Repeat the material verbatim. Images are excluded from the copy.

**DATASET EXCERPT:**
□ □ □ □ □

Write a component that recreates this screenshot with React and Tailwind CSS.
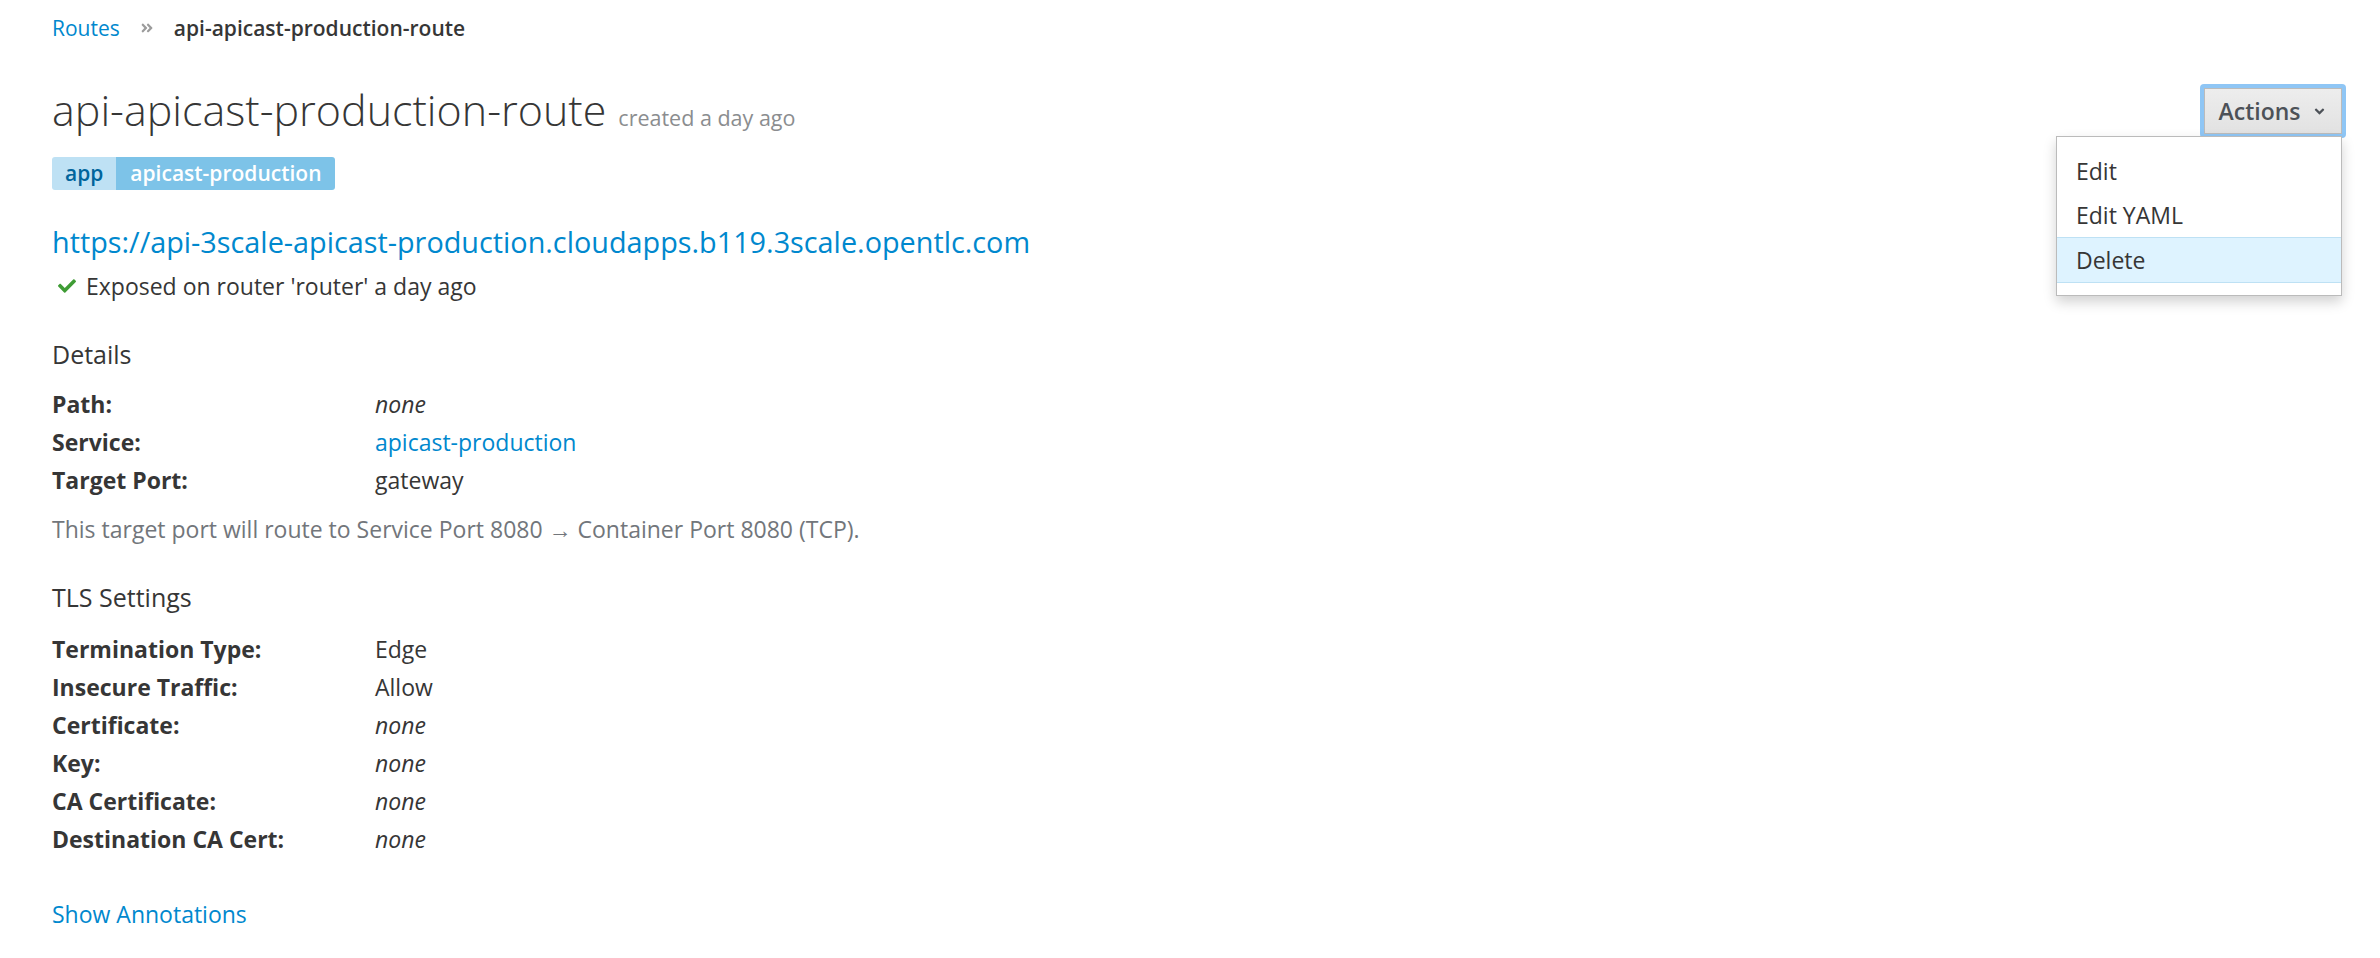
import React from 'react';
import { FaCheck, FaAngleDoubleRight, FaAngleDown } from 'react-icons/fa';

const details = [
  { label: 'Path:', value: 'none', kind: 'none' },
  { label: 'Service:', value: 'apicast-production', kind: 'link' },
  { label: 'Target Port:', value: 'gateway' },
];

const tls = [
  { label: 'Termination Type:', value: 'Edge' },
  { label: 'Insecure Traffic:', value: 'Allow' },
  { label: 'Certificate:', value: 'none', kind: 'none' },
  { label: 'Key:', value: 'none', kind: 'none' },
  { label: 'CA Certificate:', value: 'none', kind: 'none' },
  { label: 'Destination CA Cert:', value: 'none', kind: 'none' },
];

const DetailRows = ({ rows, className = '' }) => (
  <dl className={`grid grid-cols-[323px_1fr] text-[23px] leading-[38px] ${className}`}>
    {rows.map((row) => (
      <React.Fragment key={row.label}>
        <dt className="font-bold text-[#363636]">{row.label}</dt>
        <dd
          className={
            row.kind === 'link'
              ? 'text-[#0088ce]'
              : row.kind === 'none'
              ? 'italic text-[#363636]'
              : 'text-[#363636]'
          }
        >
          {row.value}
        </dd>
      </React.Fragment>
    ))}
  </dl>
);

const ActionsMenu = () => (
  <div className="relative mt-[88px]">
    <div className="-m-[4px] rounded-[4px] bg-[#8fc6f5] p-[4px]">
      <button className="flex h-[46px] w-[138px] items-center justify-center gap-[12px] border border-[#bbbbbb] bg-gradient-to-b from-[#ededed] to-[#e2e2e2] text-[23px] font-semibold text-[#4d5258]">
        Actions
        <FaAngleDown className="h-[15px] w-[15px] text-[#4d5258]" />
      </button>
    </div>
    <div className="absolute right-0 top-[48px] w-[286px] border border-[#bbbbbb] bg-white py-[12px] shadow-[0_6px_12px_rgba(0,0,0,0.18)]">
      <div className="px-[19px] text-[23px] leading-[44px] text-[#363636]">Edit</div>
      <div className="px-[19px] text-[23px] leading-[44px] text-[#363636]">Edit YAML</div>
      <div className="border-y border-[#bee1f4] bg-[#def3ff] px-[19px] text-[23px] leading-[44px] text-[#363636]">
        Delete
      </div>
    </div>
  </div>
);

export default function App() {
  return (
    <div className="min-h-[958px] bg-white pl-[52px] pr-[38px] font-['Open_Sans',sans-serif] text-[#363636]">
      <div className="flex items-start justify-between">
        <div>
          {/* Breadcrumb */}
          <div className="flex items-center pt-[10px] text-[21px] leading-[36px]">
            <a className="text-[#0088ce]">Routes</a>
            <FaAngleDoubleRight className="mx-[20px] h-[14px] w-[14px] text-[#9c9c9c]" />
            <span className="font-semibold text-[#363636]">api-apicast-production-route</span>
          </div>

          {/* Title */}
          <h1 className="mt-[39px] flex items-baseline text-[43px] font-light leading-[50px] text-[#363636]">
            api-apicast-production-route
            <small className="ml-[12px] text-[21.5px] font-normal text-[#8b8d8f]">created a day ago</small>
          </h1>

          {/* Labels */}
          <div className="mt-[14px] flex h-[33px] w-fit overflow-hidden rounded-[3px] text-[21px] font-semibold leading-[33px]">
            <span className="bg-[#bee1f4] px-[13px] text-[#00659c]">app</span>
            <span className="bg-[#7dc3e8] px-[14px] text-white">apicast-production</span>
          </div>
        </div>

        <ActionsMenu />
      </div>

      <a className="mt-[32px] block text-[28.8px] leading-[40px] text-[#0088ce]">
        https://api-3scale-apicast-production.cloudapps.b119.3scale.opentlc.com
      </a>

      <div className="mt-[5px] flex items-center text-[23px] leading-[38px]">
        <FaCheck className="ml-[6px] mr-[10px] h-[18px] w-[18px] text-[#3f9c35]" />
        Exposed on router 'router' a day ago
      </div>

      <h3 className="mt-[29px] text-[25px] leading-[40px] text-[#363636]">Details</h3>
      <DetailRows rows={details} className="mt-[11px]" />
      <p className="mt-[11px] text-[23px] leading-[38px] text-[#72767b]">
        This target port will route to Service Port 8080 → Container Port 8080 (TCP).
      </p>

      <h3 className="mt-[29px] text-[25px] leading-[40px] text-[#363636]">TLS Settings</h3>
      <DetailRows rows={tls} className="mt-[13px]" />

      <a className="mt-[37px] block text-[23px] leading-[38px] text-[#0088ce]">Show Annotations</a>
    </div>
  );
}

□ □ □ □ □

**SOLUTION TO THIS EXERCISE:**
Write a component that recreates this screenshot with React and Tailwind CSS.
import React from 'react';
import { FaCheck, FaAngleDoubleRight, FaAngleDown } from 'react-icons/fa';

const details = [
  { label: 'Path:', value: 'none', kind: 'none' },
  { label: 'Service:', value: 'apicast-production', kind: 'link' },
  { label: 'Target Port:', value: 'gateway' },
];

const tls = [
  { label: 'Termination Type:', value: 'Edge' },
  { label: 'Insecure Traffic:', value: 'Allow' },
  { label: 'Certificate:', value: 'none', kind: 'none' },
  { label: 'Key:', value: 'none', kind: 'none' },
  { label: 'CA Certificate:', value: 'none', kind: 'none' },
  { label: 'Destination CA Cert:', value: 'none', kind: 'none' },
];

const DetailRows = ({ rows, className = '' }) => (
  <dl className={`grid grid-cols-[323px_1fr] text-[23px] leading-[38px] ${className}`}>
    {rows.map((row) => (
      <React.Fragment key={row.label}>
        <dt className="font-bold text-[#363636]">{row.label}</dt>
        <dd
          className={
            row.kind === 'link'
              ? 'text-[#0088ce]'
              : row.kind === 'none'
              ? 'italic text-[#363636]'
              : 'text-[#363636]'
          }
        >
          {row.value}
        </dd>
      </React.Fragment>
    ))}
  </dl>
);

const ActionsMenu = () => (
  <div className="relative mt-[88px]">
    <div className="-m-[4px] rounded-[4px] bg-[#8fc6f5] p-[4px]">
      <button className="flex h-[46px] w-[138px] items-center justify-center gap-[12px] border border-[#bbbbbb] bg-gradient-to-b from-[#ededed] to-[#e2e2e2] text-[23px] font-semibold text-[#4d5258]">
        Actions
        <FaAngleDown className="h-[15px] w-[15px] text-[#4d5258]" />
      </button>
    </div>
    <div className="absolute right-0 top-[48px] w-[286px] border border-[#bbbbbb] bg-white py-[12px] shadow-[0_6px_12px_rgba(0,0,0,0.18)]">
      <div className="px-[19px] text-[23px] leading-[44px] text-[#363636]">Edit</div>
      <div className="px-[19px] text-[23px] leading-[44px] text-[#363636]">Edit YAML</div>
      <div className="border-y border-[#bee1f4] bg-[#def3ff] px-[19px] text-[23px] leading-[44px] text-[#363636]">
        Delete
      </div>
    </div>
  </div>
);

export default function App() {
  return (
    <div className="min-h-[958px] bg-white pl-[52px] pr-[38px] font-['Open_Sans',sans-serif] text-[#363636]">
      <div className="flex items-start justify-between">
        <div>
          {/* Breadcrumb */}
          <div className="flex items-center pt-[10px] text-[21px] leading-[36px]">
            <a className="text-[#0088ce]">Routes</a>
            <FaAngleDoubleRight className="mx-[20px] h-[14px] w-[14px] text-[#9c9c9c]" />
            <span className="font-semibold text-[#363636]">api-apicast-production-route</span>
          </div>

          {/* Title */}
          <h1 className="mt-[39px] flex items-baseline text-[43px] font-light leading-[50px] text-[#363636]">
            api-apicast-production-route
            <small className="ml-[12px] text-[21.5px] font-normal text-[#8b8d8f]">created a day ago</small>
          </h1>

          {/* Labels */}
          <div className="mt-[14px] flex h-[33px] w-fit overflow-hidden rounded-[3px] text-[21px] font-semibold leading-[33px]">
            <span className="bg-[#bee1f4] px-[13px] text-[#00659c]">app</span>
            <span className="bg-[#7dc3e8] px-[14px] text-white">apicast-production</span>
          </div>
        </div>

        <ActionsMenu />
      </div>

      <a className="mt-[32px] block text-[28.8px] leading-[40px] text-[#0088ce]">
        https://api-3scale-apicast-production.cloudapps.b119.3scale.opentlc.com
      </a>

      <div className="mt-[5px] flex items-center text-[23px] leading-[38px]">
        <FaCheck className="ml-[6px] mr-[10px] h-[18px] w-[18px] text-[#3f9c35]" />
        Exposed on router 'router' a day ago
      </div>

      <h3 className="mt-[29px] text-[25px] leading-[40px] text-[#363636]">Details</h3>
      <DetailRows rows={details} className="mt-[11px]" />
      <p className="mt-[11px] text-[23px] leading-[38px] text-[#72767b]">
        This target port will route to Service Port 8080 → Container Port 8080 (TCP).
      </p>

      <h3 className="mt-[29px] text-[25px] leading-[40px] text-[#363636]">TLS Settings</h3>
      <DetailRows rows={tls} className="mt-[13px]" />

      <a className="mt-[37px] block text-[23px] leading-[38px] text-[#0088ce]">Show Annotations</a>
    </div>
  );
}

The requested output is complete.